>> Begin GIVEN ENTRIES

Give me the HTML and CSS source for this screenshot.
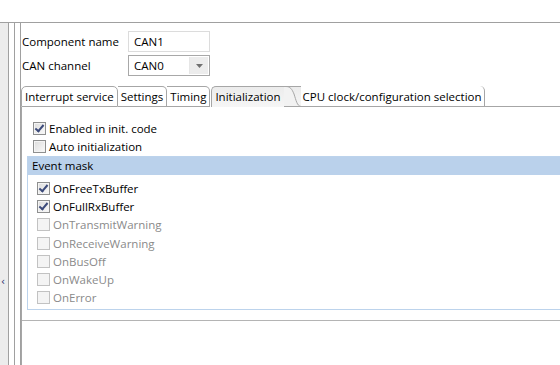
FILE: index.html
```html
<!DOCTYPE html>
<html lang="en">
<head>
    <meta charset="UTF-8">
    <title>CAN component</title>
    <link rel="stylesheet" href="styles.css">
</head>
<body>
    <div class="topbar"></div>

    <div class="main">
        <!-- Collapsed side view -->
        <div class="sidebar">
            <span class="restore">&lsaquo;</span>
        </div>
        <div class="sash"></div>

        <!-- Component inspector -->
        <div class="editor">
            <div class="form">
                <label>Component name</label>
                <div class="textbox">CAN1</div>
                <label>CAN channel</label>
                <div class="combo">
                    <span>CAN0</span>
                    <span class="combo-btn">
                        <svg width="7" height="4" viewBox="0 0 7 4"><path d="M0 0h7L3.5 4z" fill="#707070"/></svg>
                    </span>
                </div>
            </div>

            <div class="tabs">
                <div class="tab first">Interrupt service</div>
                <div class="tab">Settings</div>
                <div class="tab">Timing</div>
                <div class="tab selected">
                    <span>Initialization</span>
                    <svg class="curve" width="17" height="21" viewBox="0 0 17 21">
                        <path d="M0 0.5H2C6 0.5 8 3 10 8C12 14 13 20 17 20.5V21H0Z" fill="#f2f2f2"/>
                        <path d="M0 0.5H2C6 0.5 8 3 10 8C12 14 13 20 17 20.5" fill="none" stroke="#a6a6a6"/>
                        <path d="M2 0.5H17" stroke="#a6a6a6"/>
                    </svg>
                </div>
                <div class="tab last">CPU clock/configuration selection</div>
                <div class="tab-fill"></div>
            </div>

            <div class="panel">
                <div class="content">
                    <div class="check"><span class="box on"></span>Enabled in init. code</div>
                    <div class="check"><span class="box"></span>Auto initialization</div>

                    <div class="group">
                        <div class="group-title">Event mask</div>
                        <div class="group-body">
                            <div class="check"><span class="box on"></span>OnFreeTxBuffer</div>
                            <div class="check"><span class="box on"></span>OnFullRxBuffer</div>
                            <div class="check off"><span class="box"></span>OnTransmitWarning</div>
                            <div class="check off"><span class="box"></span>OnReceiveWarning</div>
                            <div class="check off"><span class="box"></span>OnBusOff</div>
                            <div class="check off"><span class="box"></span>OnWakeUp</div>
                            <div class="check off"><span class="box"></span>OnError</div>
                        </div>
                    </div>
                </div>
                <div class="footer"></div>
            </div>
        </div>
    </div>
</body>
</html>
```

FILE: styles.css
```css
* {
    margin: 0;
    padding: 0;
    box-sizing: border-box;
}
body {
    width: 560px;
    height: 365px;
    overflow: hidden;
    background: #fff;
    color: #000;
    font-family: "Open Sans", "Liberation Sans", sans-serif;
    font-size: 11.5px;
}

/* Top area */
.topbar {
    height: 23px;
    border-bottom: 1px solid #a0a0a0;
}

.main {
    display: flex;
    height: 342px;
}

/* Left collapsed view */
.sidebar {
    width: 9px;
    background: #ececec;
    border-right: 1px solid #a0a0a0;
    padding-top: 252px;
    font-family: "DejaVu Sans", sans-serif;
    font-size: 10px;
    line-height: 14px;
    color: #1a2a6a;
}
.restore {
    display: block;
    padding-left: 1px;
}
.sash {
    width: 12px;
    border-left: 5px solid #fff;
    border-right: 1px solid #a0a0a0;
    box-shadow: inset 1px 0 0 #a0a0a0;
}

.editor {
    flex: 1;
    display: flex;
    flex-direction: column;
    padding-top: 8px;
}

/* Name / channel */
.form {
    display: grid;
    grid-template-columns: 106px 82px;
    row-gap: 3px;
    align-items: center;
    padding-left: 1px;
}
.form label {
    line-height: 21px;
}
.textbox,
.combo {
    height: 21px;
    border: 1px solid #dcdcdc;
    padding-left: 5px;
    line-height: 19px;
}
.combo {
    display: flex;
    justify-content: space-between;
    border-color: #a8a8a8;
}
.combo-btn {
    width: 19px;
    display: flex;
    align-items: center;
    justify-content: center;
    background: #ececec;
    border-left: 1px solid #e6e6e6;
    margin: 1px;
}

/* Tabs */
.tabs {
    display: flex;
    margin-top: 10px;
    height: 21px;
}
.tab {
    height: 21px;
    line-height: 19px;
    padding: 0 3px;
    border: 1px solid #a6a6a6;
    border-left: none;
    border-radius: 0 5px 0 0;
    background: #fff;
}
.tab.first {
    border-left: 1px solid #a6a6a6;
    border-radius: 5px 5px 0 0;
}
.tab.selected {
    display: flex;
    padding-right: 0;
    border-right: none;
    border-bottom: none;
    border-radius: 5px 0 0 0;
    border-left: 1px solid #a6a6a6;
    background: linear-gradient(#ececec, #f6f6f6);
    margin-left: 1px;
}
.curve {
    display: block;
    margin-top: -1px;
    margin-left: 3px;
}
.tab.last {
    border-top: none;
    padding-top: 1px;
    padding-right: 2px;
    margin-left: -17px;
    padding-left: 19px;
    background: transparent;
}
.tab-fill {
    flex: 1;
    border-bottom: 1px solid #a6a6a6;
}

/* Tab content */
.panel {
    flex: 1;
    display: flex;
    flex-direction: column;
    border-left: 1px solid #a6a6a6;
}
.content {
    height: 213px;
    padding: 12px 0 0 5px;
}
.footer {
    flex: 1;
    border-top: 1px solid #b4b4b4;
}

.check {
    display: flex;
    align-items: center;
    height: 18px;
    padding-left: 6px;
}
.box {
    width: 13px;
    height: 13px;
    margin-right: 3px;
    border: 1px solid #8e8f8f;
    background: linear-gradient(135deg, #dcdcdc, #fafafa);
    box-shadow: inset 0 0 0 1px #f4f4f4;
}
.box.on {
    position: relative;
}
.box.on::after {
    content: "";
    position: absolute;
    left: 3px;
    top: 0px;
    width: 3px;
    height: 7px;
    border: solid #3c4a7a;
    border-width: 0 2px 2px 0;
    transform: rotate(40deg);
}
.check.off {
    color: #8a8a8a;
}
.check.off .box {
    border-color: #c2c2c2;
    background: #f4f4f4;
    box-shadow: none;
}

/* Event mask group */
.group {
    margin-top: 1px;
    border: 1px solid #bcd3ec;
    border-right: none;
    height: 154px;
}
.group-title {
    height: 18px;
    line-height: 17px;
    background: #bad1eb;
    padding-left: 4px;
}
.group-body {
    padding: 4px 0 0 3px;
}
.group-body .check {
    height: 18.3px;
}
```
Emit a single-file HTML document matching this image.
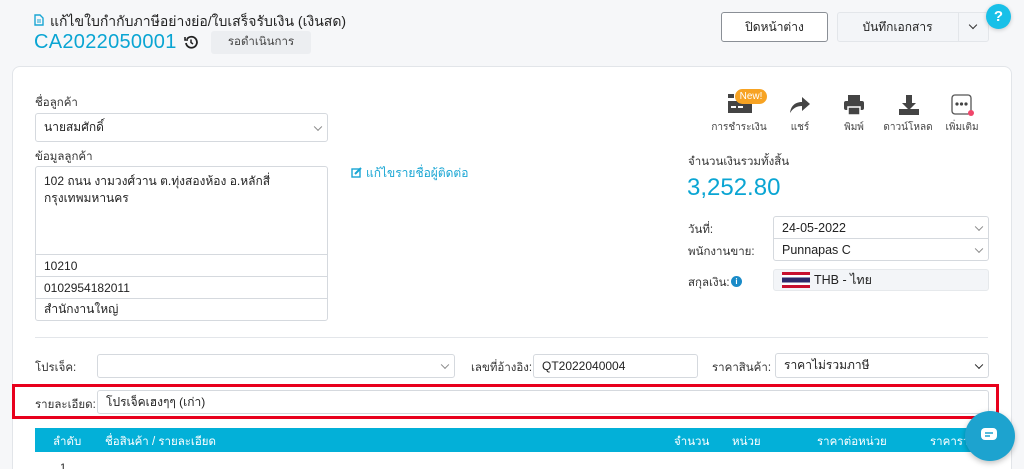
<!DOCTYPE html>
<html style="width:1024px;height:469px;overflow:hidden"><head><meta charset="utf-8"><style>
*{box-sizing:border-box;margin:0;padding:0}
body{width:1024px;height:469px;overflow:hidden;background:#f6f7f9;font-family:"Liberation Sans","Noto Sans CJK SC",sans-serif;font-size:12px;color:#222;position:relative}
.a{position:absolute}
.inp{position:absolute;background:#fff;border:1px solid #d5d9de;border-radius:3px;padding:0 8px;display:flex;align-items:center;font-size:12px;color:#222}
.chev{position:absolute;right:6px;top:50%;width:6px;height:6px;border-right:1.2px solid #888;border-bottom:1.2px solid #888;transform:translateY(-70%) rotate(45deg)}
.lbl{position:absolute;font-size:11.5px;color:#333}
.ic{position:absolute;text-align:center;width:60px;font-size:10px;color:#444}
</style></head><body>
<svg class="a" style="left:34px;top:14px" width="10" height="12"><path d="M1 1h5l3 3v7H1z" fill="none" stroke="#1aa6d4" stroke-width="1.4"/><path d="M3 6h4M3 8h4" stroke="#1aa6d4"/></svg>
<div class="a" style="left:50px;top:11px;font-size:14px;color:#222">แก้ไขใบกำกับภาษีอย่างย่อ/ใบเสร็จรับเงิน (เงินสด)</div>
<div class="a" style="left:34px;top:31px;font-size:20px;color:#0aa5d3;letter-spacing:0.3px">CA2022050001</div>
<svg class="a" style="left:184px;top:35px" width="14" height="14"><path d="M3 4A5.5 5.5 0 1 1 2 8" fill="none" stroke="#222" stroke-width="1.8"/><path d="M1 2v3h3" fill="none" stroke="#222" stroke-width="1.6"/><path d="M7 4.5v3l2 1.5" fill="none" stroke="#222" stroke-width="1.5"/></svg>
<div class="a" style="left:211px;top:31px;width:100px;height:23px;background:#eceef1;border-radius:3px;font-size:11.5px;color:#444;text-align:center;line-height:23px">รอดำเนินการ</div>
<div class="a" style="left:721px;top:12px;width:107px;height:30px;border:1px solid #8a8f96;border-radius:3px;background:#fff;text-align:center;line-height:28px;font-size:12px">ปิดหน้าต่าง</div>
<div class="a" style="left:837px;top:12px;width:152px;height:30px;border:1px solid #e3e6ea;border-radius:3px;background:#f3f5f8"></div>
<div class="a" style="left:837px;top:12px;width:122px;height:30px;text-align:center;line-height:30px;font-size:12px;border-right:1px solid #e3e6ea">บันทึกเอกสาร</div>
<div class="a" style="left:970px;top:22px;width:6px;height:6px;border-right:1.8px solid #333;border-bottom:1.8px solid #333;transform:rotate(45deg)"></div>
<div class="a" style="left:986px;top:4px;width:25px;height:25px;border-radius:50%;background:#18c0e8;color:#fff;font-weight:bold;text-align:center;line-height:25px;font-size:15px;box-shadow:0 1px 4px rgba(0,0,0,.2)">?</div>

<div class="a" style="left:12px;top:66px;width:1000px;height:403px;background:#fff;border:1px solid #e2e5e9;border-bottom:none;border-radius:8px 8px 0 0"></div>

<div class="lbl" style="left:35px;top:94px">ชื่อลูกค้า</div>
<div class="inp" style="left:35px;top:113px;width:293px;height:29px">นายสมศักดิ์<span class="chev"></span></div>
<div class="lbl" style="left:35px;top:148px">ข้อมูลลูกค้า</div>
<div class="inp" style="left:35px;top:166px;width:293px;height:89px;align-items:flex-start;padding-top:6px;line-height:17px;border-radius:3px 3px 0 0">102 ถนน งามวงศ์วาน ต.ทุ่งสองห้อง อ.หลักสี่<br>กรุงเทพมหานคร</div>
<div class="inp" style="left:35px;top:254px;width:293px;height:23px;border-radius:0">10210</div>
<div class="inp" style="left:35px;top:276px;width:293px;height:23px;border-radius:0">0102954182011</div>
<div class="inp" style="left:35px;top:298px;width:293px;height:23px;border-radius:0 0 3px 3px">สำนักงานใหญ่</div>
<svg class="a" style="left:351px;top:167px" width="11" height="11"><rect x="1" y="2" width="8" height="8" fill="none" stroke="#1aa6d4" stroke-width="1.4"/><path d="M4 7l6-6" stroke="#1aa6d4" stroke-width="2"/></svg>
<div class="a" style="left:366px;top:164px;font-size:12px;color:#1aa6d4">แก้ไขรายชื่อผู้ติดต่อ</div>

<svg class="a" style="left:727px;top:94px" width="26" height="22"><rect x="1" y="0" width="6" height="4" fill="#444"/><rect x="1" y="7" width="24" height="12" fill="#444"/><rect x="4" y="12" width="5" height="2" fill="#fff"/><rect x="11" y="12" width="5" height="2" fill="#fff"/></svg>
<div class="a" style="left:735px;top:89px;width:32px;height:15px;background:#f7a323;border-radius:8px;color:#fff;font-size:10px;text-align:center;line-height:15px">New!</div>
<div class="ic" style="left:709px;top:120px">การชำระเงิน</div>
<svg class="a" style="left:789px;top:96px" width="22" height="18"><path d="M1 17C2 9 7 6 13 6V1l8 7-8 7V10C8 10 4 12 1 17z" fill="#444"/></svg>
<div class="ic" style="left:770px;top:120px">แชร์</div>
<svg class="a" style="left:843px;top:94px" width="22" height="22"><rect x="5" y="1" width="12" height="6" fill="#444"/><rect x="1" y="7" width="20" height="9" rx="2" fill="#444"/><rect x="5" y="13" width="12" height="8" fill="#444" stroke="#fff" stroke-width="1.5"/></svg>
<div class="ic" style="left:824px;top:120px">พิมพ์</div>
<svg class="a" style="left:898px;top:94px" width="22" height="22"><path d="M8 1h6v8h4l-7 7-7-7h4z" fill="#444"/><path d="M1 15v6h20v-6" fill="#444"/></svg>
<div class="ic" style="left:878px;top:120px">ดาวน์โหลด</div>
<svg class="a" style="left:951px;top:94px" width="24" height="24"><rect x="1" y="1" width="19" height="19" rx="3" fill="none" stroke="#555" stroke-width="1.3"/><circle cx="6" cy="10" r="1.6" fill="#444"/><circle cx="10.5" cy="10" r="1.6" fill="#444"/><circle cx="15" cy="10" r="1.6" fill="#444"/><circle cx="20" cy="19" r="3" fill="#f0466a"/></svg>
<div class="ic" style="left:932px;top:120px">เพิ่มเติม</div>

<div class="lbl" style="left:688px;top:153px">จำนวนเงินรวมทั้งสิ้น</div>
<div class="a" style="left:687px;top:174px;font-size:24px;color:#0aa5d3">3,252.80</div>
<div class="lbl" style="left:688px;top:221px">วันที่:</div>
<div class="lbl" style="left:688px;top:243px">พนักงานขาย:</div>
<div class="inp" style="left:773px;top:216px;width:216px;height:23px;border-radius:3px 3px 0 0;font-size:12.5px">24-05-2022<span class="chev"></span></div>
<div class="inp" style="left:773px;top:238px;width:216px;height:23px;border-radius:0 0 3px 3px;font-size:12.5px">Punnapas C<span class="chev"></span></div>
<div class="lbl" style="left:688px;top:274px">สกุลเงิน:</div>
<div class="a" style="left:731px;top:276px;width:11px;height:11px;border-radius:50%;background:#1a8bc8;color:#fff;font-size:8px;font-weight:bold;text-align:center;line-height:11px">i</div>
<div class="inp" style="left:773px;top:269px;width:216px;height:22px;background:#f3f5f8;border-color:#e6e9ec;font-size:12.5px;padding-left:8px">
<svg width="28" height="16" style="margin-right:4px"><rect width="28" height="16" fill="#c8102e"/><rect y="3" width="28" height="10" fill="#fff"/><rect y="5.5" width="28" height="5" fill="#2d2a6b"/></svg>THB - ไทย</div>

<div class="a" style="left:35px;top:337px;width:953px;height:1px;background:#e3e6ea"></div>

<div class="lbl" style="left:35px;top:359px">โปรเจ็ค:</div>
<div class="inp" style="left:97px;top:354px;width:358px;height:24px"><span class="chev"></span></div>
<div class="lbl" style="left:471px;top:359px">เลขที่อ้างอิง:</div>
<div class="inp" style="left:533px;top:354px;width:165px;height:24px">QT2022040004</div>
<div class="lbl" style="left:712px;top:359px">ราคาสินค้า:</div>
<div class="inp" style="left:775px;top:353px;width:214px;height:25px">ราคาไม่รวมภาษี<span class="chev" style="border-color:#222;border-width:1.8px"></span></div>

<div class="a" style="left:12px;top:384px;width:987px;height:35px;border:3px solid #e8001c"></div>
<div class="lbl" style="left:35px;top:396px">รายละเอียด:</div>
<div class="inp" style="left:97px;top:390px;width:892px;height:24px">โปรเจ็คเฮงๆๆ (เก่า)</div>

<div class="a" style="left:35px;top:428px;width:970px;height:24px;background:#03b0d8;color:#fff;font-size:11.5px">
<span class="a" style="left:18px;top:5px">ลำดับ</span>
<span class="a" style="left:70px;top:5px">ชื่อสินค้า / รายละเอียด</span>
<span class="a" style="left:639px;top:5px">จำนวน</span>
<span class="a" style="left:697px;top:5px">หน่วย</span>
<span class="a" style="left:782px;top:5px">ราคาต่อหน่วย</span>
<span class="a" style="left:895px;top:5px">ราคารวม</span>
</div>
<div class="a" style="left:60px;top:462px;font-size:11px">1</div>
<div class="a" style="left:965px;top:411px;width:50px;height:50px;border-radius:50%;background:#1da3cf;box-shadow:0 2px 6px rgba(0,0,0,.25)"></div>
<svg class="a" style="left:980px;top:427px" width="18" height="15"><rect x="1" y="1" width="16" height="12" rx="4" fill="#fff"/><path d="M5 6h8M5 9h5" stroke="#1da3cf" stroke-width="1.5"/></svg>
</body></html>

>> End GIVEN ENTRIES

**EXERCISE REQUIREMENTS:**
Read through the lines above and collect those that contain the string "this".

**FINISHED TASK:**
Give me the HTML and CSS source for this screenshot.
Emit a single-file HTML document matching this image.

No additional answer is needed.